Tuesday, April 9, 2013

Colonoscopies save Lives… Just Do It!

For years, the healthcare community has known that colonoscopies reduce the incidence of colon and rectal cancer, but a recent study published in The New England Journal of Medicine provides convincing evidence that colonoscopies actually reduce mortality. The death rate in patients whose precancerous polyps had been removed who were tracked for 20 years was reduced by 53 percent – a significant reduction in cancer-related mortality.
            Holy Name Medical Center gastroenterologist Susan Fishbein, MD, commenting on the results of the research, noted that “This is very important data. It’s the first time a study has shown conclusively that colonoscopies and removal of cancerous polyps reduce mortality.   It’s proof that we all really must have colonoscopies!”
            Colorectal cancer is one of the few cancers that can be prevented by regular screening, yet it is the second most common cause of cancer-related death in the United States. Fewer than 60% of Americans over the age of 50 have had a screening colonoscopy or sigmoidoscopy in the past 10 years. Dr. Fishbein laments the statistic.  “Colon cancer is a terrible disease. But it is so preventable.”
            She recommends that individuals with no family or personal history of colon cancer have a screening colonoscopy when they reach the age of 50. If the results are good, Dr. Fishbein believes it is prudent to have a second screening in seven or eight years, rather than the usually recommended 10 years, since it takes about 10 years for a normal colon to develop cancer.  If a polyp is found in the initial screening, a second colonoscopy is recommended in one to five years, depending on the pathologist’s report.  If there is a family history of colon cancer, the initial screening should occur by age 40 or 10 years earlier than the age when the family member developed cancer – whichever is younger, according to Dr. Fishbein, who has been screening patients in Holy Name’s Endoscopy Suite for more than 12 years and praises the staff as “top-notch.”

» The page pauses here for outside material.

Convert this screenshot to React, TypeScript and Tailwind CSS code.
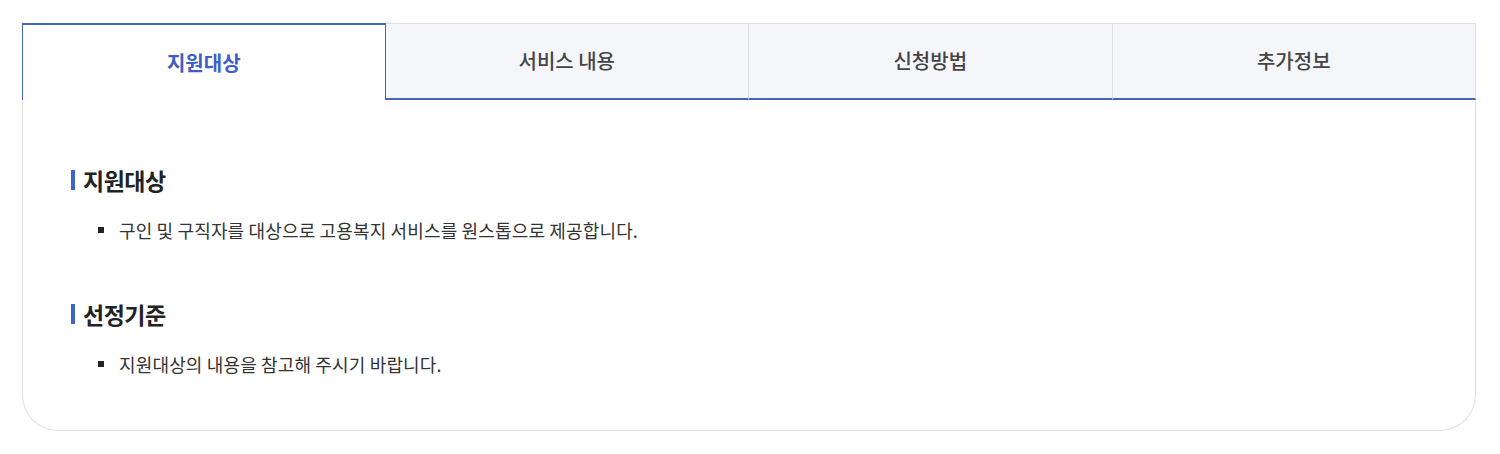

             Colonoscopy preparation requires colon-cleansing, and nourishment during prep is usually limited to clear liquids – gelatin, clear broth or black coffee. Dr. Fishbein agrees that nothing fibrous may be consumed before a colonoscopy, but she does permit consumption of anything that can melt: milk in the coffee, even ice cream or milk shakes! (A sip of milk shake would certainly make colon prep a bit more palatable for me!)
            Although we can’t change our genetic makeup or reduce all the health risks we face, it makes sense to commit to regular colon screenings. A colonoscopy can save your life. Just do it!